►

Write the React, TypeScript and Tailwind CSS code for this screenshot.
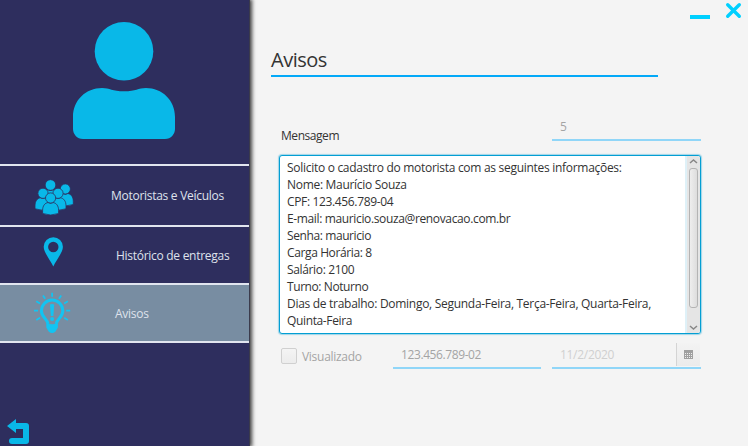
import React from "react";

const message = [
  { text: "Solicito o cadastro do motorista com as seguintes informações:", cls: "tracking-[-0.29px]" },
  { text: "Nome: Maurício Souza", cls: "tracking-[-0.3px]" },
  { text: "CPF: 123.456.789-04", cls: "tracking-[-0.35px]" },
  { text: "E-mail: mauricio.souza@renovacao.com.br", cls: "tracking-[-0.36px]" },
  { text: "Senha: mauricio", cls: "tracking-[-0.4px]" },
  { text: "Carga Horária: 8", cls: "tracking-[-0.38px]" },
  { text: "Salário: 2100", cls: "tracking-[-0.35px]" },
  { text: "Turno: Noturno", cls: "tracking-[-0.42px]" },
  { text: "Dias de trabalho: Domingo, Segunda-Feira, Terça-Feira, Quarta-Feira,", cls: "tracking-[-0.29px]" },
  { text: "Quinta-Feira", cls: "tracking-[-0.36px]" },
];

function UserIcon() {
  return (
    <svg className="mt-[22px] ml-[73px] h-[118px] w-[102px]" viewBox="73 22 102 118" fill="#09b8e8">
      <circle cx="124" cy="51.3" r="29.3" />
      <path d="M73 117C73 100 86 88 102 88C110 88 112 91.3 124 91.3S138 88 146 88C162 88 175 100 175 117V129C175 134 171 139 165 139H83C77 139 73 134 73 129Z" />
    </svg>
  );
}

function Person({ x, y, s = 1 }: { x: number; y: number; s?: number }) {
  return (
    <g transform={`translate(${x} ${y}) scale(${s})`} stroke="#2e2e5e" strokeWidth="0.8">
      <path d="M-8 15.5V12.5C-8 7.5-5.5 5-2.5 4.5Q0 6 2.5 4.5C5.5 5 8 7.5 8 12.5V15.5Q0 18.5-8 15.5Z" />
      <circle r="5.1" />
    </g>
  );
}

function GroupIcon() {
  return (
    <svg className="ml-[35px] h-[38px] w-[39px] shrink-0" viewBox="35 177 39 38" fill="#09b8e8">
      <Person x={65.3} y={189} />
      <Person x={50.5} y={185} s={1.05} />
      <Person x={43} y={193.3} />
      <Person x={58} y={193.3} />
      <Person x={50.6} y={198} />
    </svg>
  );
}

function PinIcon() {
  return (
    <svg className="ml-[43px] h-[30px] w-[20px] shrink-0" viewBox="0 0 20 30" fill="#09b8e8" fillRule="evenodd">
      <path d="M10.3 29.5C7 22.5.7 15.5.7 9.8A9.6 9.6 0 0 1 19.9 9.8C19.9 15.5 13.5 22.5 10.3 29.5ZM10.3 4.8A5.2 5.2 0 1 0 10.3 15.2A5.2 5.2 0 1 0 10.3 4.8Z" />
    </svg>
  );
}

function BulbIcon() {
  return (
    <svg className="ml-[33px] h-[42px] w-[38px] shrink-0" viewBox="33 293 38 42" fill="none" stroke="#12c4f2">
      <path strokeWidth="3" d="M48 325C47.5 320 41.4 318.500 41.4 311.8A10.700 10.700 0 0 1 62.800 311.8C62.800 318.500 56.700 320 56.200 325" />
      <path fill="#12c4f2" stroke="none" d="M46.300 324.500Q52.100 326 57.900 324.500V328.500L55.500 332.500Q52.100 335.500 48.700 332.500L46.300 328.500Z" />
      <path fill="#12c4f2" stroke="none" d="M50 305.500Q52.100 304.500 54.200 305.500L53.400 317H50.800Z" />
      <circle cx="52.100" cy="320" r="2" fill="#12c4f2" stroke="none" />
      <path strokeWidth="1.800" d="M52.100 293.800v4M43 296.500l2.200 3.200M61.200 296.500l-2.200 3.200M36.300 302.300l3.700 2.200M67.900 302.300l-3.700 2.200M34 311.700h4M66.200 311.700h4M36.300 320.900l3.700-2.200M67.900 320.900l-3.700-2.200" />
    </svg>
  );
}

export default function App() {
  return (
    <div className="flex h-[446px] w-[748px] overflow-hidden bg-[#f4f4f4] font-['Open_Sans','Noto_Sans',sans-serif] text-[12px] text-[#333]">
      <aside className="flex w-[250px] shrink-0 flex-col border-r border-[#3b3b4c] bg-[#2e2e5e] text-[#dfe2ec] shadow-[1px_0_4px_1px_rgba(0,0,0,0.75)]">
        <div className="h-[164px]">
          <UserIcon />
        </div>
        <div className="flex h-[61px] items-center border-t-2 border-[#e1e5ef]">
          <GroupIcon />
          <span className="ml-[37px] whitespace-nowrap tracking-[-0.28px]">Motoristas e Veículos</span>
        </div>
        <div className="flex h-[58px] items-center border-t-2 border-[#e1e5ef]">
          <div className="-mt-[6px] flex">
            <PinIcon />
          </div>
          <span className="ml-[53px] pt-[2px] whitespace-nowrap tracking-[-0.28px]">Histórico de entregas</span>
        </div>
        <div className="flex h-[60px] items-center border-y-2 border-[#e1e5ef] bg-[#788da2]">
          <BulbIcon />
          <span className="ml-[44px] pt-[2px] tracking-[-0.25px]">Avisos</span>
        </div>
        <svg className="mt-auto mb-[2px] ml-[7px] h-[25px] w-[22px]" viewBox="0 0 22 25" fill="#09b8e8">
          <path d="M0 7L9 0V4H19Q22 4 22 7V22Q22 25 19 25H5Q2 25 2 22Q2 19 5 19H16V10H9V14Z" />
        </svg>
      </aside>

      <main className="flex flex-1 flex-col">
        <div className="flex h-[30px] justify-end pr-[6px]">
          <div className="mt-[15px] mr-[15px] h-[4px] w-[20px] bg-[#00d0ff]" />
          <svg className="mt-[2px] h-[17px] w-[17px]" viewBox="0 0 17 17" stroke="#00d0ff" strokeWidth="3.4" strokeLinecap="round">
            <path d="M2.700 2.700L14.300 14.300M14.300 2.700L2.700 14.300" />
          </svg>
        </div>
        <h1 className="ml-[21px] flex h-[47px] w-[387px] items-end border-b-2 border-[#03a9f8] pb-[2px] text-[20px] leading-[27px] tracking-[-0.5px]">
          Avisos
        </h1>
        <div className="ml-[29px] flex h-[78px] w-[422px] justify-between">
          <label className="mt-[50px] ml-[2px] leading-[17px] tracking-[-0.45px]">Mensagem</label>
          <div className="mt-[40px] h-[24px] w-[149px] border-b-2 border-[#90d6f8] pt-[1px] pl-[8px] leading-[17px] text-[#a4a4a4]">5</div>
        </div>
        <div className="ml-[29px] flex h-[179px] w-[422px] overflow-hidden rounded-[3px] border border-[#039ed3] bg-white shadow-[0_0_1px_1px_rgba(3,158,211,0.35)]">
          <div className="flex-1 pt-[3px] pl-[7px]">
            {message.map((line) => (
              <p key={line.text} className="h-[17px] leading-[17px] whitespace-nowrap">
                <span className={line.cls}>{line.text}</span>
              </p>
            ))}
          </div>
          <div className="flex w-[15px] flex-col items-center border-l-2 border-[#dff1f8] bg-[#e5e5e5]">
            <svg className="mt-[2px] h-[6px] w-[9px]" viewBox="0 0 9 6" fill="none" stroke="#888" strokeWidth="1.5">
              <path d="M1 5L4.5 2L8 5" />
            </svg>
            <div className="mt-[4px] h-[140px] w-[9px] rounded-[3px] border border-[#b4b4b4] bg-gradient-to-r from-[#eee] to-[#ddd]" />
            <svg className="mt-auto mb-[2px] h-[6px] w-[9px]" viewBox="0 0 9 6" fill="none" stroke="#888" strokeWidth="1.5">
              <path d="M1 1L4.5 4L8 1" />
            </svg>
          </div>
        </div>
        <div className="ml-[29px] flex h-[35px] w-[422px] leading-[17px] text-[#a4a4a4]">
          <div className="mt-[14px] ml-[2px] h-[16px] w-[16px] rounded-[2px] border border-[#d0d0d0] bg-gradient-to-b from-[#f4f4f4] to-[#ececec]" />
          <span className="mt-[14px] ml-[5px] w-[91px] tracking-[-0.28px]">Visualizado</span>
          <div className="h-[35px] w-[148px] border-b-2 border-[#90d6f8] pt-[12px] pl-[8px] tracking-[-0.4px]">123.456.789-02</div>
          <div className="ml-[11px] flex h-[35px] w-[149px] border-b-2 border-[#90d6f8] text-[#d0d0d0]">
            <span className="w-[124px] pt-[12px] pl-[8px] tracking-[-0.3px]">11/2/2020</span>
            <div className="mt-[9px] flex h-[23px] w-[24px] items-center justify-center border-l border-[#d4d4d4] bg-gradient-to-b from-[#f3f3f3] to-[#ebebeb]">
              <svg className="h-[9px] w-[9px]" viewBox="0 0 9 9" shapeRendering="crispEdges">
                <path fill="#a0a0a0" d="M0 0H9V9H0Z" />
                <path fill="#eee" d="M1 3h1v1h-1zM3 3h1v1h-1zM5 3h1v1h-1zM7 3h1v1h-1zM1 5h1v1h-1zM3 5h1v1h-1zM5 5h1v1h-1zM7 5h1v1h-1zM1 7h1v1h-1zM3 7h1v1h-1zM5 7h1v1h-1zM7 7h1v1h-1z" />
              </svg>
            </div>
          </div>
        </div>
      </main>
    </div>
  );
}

◄

__WHAT YOU SHOULD DO__.
Write out nothing but the lines from the start of the data through the line with "import React from". Leave out the pictures.

__ANSWER FOR THE TASK__.
Write the React, TypeScript and Tailwind CSS code for this screenshot.
import React from "react";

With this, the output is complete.